To be done = Copy all lines in which the word "page" can be found.

Dataset content =
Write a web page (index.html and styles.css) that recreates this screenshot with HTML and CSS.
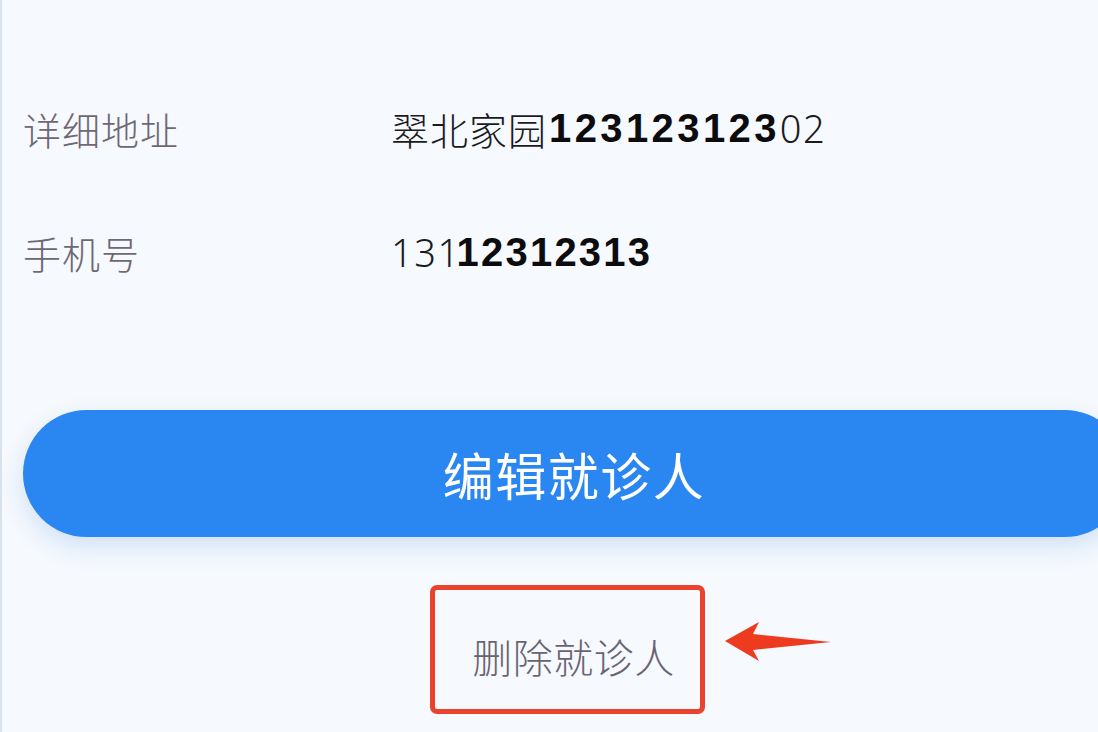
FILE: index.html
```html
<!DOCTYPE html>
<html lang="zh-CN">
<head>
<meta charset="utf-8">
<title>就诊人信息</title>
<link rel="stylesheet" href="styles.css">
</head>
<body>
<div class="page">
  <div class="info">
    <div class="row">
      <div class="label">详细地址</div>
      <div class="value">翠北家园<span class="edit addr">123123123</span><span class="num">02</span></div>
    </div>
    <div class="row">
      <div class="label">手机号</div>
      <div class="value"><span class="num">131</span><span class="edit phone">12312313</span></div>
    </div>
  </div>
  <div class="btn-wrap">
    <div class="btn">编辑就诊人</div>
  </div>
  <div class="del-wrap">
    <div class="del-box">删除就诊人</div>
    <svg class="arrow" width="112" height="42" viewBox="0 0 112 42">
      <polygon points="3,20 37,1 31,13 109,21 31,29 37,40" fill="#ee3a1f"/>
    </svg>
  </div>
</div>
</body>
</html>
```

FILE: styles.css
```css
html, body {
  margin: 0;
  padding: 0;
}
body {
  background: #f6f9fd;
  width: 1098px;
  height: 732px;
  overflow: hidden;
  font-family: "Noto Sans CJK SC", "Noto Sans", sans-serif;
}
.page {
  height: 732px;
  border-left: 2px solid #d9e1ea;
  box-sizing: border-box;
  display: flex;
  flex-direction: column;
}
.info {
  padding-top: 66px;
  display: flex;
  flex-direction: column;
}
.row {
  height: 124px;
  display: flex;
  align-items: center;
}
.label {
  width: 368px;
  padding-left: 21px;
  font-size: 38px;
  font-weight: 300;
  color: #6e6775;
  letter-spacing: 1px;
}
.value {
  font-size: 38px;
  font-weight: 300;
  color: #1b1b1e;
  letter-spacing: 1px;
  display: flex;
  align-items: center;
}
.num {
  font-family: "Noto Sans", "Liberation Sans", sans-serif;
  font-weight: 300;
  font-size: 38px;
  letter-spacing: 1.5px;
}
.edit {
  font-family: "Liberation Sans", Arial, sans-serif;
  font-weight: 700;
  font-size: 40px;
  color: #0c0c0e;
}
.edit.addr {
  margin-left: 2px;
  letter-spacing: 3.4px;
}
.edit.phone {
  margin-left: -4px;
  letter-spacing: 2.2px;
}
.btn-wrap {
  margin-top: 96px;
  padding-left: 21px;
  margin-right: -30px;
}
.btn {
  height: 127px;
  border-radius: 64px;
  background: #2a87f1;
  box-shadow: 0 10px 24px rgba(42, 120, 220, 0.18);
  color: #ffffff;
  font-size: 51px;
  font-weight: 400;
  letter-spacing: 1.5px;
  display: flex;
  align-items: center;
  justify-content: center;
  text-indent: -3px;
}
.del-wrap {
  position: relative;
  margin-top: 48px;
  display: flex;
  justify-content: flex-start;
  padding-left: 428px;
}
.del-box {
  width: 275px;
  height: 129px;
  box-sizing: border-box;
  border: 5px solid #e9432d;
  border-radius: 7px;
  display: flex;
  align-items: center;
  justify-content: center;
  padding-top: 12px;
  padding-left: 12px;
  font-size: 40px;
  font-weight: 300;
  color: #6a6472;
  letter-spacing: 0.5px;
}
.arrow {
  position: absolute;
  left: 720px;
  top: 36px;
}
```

Right answer =
Write a web page (index.html and styles.css) that recreates this screenshot with HTML and CSS.
<div class="page">
.page {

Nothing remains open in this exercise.